• _Problem to solve_
Retype the run of lines that opens with the line containing "Reproduce this screenshot with Tailwind CSS." and closes with the line containing "h-[519px] flex flex-col", exactly and inclusively, but skip the pictures.

>> begin Records shown

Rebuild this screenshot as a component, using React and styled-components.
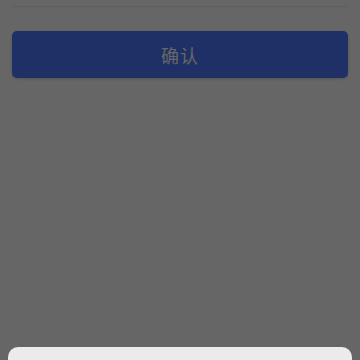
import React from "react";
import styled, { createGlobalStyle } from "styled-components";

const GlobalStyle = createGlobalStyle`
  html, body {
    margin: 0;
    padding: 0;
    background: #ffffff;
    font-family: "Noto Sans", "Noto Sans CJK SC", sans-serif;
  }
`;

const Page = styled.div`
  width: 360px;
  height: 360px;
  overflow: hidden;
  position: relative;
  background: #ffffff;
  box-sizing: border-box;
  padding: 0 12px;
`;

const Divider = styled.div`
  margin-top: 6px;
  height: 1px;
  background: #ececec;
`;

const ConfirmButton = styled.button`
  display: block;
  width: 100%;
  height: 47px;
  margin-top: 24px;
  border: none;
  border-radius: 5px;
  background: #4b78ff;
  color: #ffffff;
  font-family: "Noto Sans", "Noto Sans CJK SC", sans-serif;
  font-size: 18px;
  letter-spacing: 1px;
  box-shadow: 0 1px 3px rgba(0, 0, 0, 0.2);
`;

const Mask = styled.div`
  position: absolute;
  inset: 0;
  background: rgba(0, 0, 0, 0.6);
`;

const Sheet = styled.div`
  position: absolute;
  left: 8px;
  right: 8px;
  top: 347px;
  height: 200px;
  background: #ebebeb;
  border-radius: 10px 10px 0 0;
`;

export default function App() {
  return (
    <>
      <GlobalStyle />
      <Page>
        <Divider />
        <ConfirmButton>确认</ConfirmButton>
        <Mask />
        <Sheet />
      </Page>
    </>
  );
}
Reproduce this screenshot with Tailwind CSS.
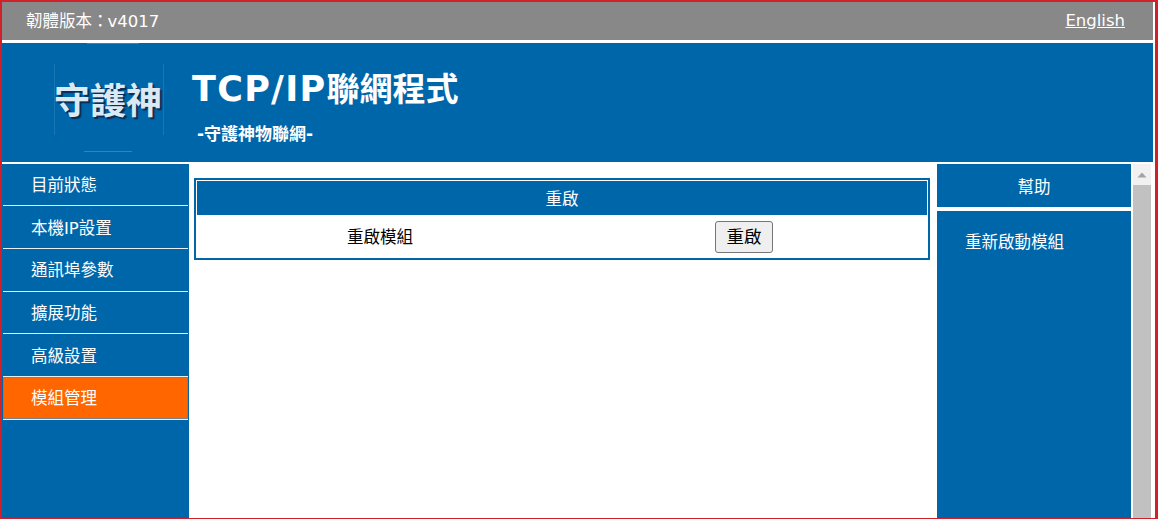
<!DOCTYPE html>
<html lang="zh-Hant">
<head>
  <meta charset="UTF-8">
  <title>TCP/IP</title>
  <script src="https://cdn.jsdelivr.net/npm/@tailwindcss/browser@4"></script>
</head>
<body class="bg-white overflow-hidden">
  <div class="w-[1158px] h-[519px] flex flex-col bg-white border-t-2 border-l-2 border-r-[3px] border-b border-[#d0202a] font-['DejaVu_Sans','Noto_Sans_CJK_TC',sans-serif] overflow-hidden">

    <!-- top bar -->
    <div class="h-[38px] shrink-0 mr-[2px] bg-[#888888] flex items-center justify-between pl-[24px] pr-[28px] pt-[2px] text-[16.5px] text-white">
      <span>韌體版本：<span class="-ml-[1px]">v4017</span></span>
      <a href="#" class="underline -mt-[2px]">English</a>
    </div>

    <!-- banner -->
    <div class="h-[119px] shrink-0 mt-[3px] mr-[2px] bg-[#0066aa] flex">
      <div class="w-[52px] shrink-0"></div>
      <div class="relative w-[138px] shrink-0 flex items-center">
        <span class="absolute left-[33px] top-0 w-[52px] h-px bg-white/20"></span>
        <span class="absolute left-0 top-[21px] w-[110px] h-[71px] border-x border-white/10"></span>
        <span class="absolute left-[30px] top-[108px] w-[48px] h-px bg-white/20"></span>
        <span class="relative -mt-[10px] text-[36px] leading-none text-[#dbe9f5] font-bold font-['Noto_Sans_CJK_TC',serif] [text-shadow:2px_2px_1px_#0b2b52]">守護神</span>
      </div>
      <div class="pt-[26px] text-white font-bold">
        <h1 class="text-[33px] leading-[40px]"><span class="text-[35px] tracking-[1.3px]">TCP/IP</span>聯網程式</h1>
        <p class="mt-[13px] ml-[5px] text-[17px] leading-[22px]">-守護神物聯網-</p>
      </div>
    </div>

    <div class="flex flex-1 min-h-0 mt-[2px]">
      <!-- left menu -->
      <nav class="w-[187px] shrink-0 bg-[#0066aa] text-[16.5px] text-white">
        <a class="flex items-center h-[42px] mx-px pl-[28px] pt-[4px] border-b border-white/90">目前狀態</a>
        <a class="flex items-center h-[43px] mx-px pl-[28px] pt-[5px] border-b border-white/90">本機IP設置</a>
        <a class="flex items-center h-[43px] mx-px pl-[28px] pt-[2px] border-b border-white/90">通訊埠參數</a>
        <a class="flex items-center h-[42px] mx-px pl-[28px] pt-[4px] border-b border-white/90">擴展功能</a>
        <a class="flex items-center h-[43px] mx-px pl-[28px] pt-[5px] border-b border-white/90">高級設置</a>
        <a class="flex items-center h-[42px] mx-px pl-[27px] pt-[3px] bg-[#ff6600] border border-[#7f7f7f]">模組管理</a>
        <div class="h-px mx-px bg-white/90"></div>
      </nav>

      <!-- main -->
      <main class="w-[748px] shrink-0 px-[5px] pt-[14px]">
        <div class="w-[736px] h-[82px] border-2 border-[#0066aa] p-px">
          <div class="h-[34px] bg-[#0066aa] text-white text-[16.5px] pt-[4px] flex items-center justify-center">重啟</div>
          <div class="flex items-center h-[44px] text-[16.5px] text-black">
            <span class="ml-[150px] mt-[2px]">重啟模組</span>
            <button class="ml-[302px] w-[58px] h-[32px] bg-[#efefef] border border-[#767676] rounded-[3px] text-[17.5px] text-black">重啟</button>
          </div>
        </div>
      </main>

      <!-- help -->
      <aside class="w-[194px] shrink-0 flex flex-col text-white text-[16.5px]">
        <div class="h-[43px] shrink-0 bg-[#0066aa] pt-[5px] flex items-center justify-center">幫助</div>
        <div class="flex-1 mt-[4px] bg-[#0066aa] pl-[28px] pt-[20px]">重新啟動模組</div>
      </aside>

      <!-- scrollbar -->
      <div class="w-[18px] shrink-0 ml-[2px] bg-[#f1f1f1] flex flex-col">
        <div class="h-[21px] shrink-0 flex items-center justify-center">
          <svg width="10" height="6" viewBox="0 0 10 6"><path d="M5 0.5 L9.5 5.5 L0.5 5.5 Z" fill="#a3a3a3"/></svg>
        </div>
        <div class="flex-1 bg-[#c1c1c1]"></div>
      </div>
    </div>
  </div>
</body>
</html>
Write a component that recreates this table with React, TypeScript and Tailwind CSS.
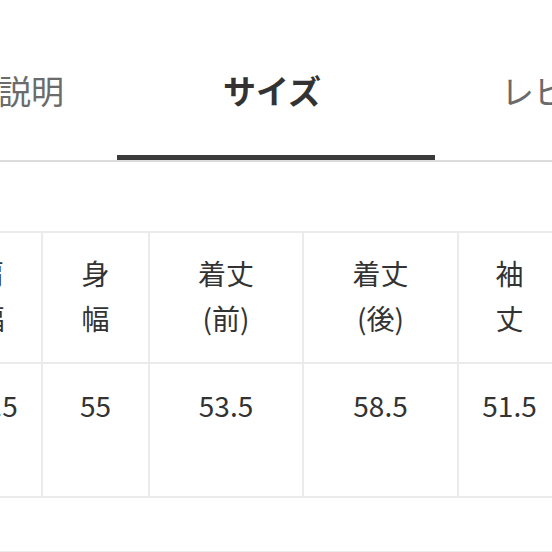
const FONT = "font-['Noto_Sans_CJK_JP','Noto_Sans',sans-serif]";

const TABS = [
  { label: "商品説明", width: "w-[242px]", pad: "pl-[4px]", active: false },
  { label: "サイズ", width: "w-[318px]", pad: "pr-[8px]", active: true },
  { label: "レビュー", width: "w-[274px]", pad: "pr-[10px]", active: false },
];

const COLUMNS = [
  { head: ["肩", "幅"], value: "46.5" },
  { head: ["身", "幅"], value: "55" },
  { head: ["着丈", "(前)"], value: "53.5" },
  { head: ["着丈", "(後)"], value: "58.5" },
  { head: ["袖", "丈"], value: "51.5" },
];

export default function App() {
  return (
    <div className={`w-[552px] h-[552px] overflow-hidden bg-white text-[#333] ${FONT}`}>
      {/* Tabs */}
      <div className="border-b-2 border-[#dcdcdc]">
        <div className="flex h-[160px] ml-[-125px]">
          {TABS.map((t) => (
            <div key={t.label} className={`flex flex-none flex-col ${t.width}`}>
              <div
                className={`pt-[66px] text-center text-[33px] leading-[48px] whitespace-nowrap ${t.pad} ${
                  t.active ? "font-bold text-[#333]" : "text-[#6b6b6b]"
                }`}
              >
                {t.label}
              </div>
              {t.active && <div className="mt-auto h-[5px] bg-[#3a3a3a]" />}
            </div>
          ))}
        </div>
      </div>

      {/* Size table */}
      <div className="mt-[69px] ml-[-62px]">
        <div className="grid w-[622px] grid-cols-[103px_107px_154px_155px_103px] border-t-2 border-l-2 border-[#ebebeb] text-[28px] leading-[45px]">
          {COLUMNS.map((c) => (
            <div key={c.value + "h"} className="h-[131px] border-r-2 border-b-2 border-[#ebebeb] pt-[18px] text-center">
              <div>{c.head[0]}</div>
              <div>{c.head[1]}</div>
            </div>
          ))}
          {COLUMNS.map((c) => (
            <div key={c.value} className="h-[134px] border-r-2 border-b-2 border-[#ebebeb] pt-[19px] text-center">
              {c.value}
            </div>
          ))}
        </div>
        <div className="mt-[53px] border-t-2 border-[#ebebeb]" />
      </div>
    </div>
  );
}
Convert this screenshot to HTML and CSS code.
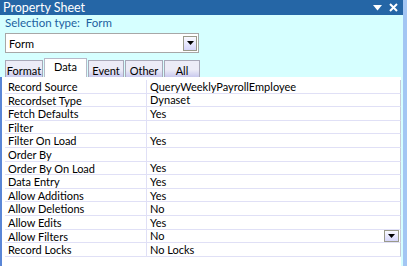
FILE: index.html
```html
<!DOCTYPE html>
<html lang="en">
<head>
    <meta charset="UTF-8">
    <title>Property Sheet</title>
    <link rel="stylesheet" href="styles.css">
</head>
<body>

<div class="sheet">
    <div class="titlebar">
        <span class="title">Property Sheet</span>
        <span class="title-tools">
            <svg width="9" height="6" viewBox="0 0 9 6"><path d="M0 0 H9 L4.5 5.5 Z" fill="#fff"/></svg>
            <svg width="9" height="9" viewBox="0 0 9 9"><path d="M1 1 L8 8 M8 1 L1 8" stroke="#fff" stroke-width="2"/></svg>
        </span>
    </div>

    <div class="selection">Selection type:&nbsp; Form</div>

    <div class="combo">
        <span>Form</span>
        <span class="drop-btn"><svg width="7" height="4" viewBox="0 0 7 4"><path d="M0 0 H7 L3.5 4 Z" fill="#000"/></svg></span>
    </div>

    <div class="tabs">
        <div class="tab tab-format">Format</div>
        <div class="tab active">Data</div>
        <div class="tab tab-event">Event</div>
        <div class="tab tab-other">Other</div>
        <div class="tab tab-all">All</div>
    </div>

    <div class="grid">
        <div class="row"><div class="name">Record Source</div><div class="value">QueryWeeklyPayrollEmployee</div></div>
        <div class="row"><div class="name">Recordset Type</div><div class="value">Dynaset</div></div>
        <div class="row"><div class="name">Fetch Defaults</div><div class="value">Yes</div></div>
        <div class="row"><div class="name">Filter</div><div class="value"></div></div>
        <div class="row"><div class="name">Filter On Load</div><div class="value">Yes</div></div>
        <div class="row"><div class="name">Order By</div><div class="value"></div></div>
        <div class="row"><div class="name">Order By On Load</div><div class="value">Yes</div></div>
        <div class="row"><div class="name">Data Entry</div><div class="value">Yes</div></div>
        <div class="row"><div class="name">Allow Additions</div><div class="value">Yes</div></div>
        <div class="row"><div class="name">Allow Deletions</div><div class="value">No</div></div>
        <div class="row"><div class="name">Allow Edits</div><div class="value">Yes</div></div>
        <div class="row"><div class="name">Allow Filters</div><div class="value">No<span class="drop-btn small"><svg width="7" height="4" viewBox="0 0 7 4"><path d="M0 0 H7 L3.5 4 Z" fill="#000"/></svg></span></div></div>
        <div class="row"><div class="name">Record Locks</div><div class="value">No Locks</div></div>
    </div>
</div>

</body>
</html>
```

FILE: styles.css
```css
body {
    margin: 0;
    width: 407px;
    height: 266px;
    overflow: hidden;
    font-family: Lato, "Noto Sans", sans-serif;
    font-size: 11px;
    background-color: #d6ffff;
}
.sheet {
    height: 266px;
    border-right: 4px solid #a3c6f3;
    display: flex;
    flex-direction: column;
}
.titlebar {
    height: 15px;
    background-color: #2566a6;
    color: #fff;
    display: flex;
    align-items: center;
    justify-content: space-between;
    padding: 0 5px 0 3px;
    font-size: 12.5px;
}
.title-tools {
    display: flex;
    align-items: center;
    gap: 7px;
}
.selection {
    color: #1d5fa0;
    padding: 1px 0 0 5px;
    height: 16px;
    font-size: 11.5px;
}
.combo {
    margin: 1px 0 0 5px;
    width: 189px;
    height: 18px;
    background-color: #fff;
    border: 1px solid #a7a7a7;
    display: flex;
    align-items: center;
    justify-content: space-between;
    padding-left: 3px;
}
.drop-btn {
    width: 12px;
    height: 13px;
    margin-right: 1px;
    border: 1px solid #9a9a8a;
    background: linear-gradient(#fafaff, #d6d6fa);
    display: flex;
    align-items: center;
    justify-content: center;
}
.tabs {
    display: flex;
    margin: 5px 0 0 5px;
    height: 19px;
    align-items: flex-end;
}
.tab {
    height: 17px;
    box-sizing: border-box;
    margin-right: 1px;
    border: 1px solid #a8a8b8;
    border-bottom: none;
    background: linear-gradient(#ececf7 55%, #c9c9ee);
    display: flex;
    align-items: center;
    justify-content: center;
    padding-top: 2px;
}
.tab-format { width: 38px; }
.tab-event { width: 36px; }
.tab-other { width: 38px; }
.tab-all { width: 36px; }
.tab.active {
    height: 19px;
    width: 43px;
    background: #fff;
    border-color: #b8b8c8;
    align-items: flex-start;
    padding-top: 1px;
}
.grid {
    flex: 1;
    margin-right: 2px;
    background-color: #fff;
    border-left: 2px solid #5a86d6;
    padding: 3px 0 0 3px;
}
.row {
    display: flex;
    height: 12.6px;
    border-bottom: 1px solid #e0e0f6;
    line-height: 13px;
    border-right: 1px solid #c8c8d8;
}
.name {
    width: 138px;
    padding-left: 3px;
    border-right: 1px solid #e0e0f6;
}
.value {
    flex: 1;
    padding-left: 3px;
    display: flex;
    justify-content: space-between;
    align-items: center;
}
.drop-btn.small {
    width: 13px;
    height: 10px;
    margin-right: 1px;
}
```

>> end Records shown

• _Exercise answer_
Reproduce this screenshot with Tailwind CSS.
<!DOCTYPE html>
<html lang="zh-Hant">
<head>
  <meta charset="UTF-8">
  <title>TCP/IP</title>
  <script src="https://cdn.jsdelivr.net/npm/@tailwindcss/browser@4"></script>
</head>
<body class="bg-white overflow-hidden">
  <div class="w-[1158px] h-[519px] flex flex-col bg-white border-t-2 border-l-2 border-r-[3px] border-b border-[#d0202a] font-['DejaVu_Sans','Noto_Sans_CJK_TC',sans-serif] overflow-hidden">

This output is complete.